Sin embargo, la intervención de Lakua en los ámbitos festivos está definida y encaminada hacia un propósito concreto, incluido en lo que, el PP y PSOE, denominan una razón de estado, conocida como la «normalización del País Vasco» que no es otra cosa que la españolización integral del país y por supuesto de sus fiestas. Este objetivo, misión exclusiva en la política española, se une, además, a otras tendencias ideológicas de miras más amplias, que sobrevuelan por los medios de comunicación, encaminadas a establecer un cambio de hábitos y valores, a estructurar en el mundo el control y la uniformización cultural y a crear un ocio consumista, rentable para un nuevo negocio del capital más sofisticado, conocido con el nombre tan aparente de ingeniería cultural.
Para alcanzar esa homogeneidad autómata de voy donde me llevan y sin complicarme la vida, unos y otros, no dudan en restringir derechos y atacar la libertad popular, sujeto imprescindible y alma mater de la fiesta, además de criminalizar la solidaridad con los presos vascos, allí donde una foto o un nombre recuerde su existencia y con ellos los derechos de todo un pueblo.
Los instrumentos para tales menesteres se dibujan en el panorama festivo como una viñeta de mirada torcida, oscura y de mal agüero, trazada a destiempo al margen de una historia que lucha por ser feliz.

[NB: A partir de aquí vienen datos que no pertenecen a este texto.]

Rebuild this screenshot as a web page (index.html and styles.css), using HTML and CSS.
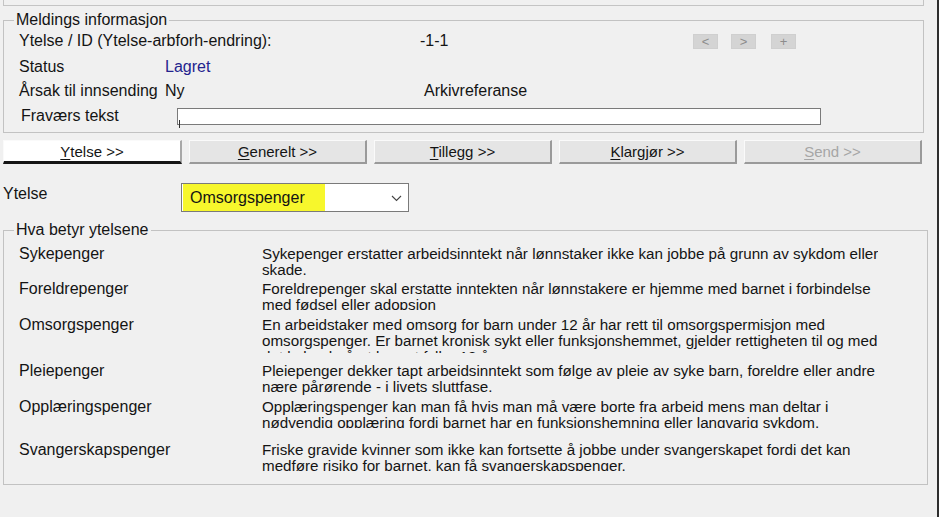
FILE: index.html
```html
<!DOCTYPE html>
<html lang="no">
<head>
<meta charset="utf-8">
<title>Ytelse</title>
<link rel="stylesheet" href="styles.css">
</head>
<body>
<div class="app">
  <div class="topbox"></div>

  <fieldset class="group info">
    <legend>Meldings informasjon</legend>
    <div class="irow r1">
      <span class="c-id">Ytelse / ID (Ytelse-arbforh-endring):</span>
      <span class="c-idval">-1-1</span>
      <span class="nav">
        <span class="navbtn">&lt;</span>
        <span class="navbtn nb2">&gt;</span>
        <span class="navbtn nb3">+</span>
      </span>
    </div>
    <div class="irow r2">
      <span class="c-lbl">Status</span>
      <span class="c-blue">Lagret</span>
    </div>
    <div class="irow">
      <span class="c-lbl">Årsak til innsending</span>
      <span class="c-ny">Ny</span>
      <span>Arkivreferanse</span>
    </div>
    <div class="irow r4">
      <span class="c-lbl2">Fraværs tekst</span>
      <span class="textbox"></span>
    </div>
  </fieldset>

  <div class="tabs">
    <div class="tab active"><u>Y</u>telse &gt;&gt;</div>
    <div class="tab"><u>G</u>enerelt &gt;&gt;</div>
    <div class="tab"><u>T</u>illegg &gt;&gt;</div>
    <div class="tab"><u>K</u>largjør &gt;&gt;</div>
    <div class="tab disabled"><u>S</u>end &gt;&gt;</div>
  </div>

  <div class="selrow">
    <span class="sellbl">Ytelse</span>
    <div class="select">
      <span class="hl">Omsorgspenger</span>
      <svg class="chev" width="11" height="7" viewBox="0 0 11 7"><polyline points="1,1 5.5,5.5 10,1" fill="none" stroke="#444" stroke-width="1.1"/></svg>
    </div>
  </div>

  <fieldset class="group expl">
    <legend>Hva betyr ytelsene</legend>
    <div class="item i1">
      <span class="name">Sykepenger</span>
      <div class="desc">Sykepenger erstatter arbeidsinntekt når lønnstaker ikke kan jobbe på grunn av sykdom eller<br>skade.</div>
    </div>
    <div class="item i2">
      <span class="name">Foreldrepenger</span>
      <div class="desc clip">Foreldrepenger skal erstatte inntekten når lønnstakere er hjemme med barnet i forbindelse<br>med fødsel eller adopsjon</div>
    </div>
    <div class="item i3">
      <span class="name">Omsorgspenger</span>
      <div class="desc cut3">En arbeidstaker med omsorg for barn under 12 år har rett til omsorgspermisjon med<br>omsorgspenger. Er barnet kronisk sykt eller funksjonshemmet, gjelder rettigheten til og med<br>det kalenderåret barnet fyller 18 år.</div>
    </div>
    <div class="item i4">
      <span class="name">Pleiepenger</span>
      <div class="desc">Pleiepenger dekker tapt arbeidsinntekt som følge av pleie av syke barn, foreldre eller andre<br>nære pårørende - i livets sluttfase.</div>
    </div>
    <div class="item i5">
      <span class="name">Opplæringspenger</span>
      <div class="desc clip">Opplæringspenger kan man få hvis man må være borte fra arbeid mens man deltar i<br>nødvendig opplæring fordi barnet har en funksjonshemning eller langvarig sykdom.</div>
    </div>
    <div class="item i6">
      <span class="name">Svangerskapspenger</span>
      <div class="desc clip">Friske gravide kvinner som ikke kan fortsette å jobbe under svangerskapet fordi det kan<br>medføre risiko for barnet, kan få svangerskapspenger.</div>
    </div>
  </fieldset>
</div>
</body>
</html>
```
FILE: styles.css
```css
* { box-sizing: border-box; }
html, body { margin: 0; padding: 0; background: #ffffff; }
body {
  font-family: "Liberation Sans", Arial, sans-serif;
  font-size: 16px;
  color: #141414;
}
.app {
  width: 939px;
  height: 517px;
  background: #f0f0f0;
  border-right: 2px solid #2e2e2e;
  padding-left: 3px;
  overflow: hidden;
}
.topbox {
  width: 921px;
  height: 6px;
  border: 1px solid #c4c4c4;
  border-top: 0;
}
.group {
  margin: 0;
  padding: 0 0 0 15px;
  border: 1px solid #c2c2c2;
  min-width: 0;
}
.group legend {
  padding: 0 2px;
  margin-left: -5px;
  line-height: 16px;
}
.info {
  width: 921px;
  margin-top: 6px;
  padding-top: 1px;
  padding-bottom: 4px;
}
.irow {
  display: flex;
  align-items: center;
  height: 24px;
  white-space: nowrap;
}
.irow.r2 { margin-top: 2px; }
.irow.r4 { margin-top: 1px; }
.c-id { width: 401px; }
.c-idval { width: 273px; }
.nav { display: flex; }
.navbtn {
  width: 25px;
  height: 15px;
  background: #d4d4d4;
  border: 1px solid #cfcfcf;
  color: #8c8c8c;
  font-size: 13px;
  line-height: 13px;
  text-align: center;
}
.nb2 { margin-left: 13px; }
.nb3 { margin-left: 15px; }
.c-lbl { width: 146px; }
.c-blue { color: #23238e; }
.c-ny { width: 259px; }
.c-lbl2 { width: 156px; margin-left: 2px; }
.textbox {
  position: relative;
  width: 644px;
  height: 17px;
  background: #ffffff;
  border: 1px solid #7a7a7a;
}
.textbox::after {
  content: "";
  position: absolute;
  left: 1px;
  top: 11px;
  width: 1px;
  height: 8px;
  background: #333;
}
.tabs {
  display: flex;
  gap: 7px;
  margin-top: 7px;
  width: 919px;
  font-size: 15px;
}
.tab {
  width: 178px;
  height: 24px;
  line-height: 21px;
  text-align: center;
  background: #e5e5e5;
  border-top: 1px solid #fafafa;
  border-left: 1px solid #fafafa;
  border-right: 2px solid #9a9a9a;
  border-bottom: 2px solid #9a9a9a;
}
.tab.active {
  width: 179px;
  background: #ffffff;
  border-bottom: 3px solid #151515;
  border-right: 2px solid #a8a8a8;
}
.tab.disabled { color: #a6a6a6; }
.tab u { text-underline-offset: 2px; }
.selrow {
  display: flex;
  margin-top: 19px;
  height: 28px;
}
.sellbl {
  width: 178px;
  padding-top: 2px;
}
.select {
  display: flex;
  align-items: center;
  justify-content: space-between;
  width: 228px;
  height: 29px;
  background: #ffffff;
  border: 1px solid #7a7a7a;
  padding: 0 6px 0 1px;
}
.hl {
  background: #f7f72c;
  padding: 5px 20px 5px 7px;
  line-height: 17px;
}
.chev { margin-top: 2px; }
.expl {
  width: 925px;
  margin-top: 11px;
  padding-top: 8px;
  padding-bottom: 13px;
}
.item {
  display: flex;
  white-space: nowrap;
  line-height: 16px;
}
.name { width: 243px; }
.desc {
  height: 32px;
  overflow: hidden;
  font-size: 15.2px;
}
.desc.clip { height: 29px; }
.desc.cut3 { height: 36px; }
.i1 { height: 35px; }
.i2 { height: 36px; }
.i3 { height: 46px; }
.i4 { height: 36px; }
.i5 { height: 43px; }
.i6 { height: 29px; }
```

Las brigadas policiales y encapuchadas de Ares junto a las normativas municipales, dictadas para evitar la participación ciudadana y facilitar la gestión privada incluso en los programas festivos, constituyen los medios directos, la mano de obra barata, con la que se materializa el plan definitivo de españolizar y controlar las maneras en que la gente elige y desea divertirse.
Soy de la opinión de que cada paso que se da, por pequeño que sea, para reprimir y menoscabar la participación ciudadana, es un paso muy calculado, diseñado dentro de una estrategia más ambiciosa, relacionada a medio y largo plazo con la desideologización nacional y social.
Para los que gobiernan desde la imposición, el control de la cultura y, en particular, de las fiestas populares, representa una táctica muy importante y más necesaria para sus fines de lo que imaginamos. Son parcelas de libertad en las que el pueblo expresa su sentir, reivindica su ser, exterioriza sus anhelos y como clase organiza su tiempo libre, sus relaciones y su comunicación social. Aunque modesto en su importancia política, las fiestas constituyen un ámbito peligroso y resbaladizo para las ideas uniformistas y de normalización españolista que los políticos del Gobierno vasco repiten incansablemente en sus medios de comunicación.
Refiriéndose a la aniquilación de la cultura, llevada a cabo por los militares en Argentina, Julio Cortazar criticaba en un artículo, escrito en París, la pasividad con que muchos argentinos fueron aceptando el desmantelamiento del patrimonio tradicional y popular de la cultura argentina, a través de la censura o de la prohibición y en favor de modos, costumbres y artistas de las culturas imperialistas. Reprochaba a sus compatriotas su conformismo ante el falso convencimiento de que «no hay nada nuevo bajo el sol y que nada se gana enfrentándose abiertamente» puesto que el sistema «aplasta y aplastará entre sus engranajes a todos los que quieran entender de otra manera el mundo».
En el artículo, Cortazar se negaba a compartir una visión tan pesimista de la realidad y de la historia y, sobre todo, a reconocer en él mismo y en su pueblo una ley de olvido colectivo hacia su propia cultura. Para él aún existía un futuro distinto, que debe nacer desde abajo, «como el trigo y las flores y no desde lo alto de la pirámide del despotismo» porque, añadía, el «trigo-pueblo es más fuerte que las pirámides castrenses».
«Summertime» se ha convertido en tema universal, en un clásico del jazz, sin embargo, nació de las raíces de la música y de los versos que desde hacía siglos cantaban los pueblos africanos. Fue lo único que pudieron llevar consigo las mujeres y los hombres negros cuando fueron secuestrados y arrebatados de sus tierras. Una música que se alzó sobre la esclavitud y mantuvo vivo el sentir de un pueblo, hasta dominar la música de un mundo que todavía les esclaviza.
Es tiempo de verano. No es tiempo de llorar. El trigo y las flores crecen en primavera y viven en verano y a pesar de las tormentas resisten. Igual que el trigo-pueblo que en Euskal Herria tiene el sonido de una kalejira festiva, dispuesta a defender, pueblo a pueblo y barrio a barrio, el sonido popular de la muralla que ha de proteger y construir un nuevo futuro.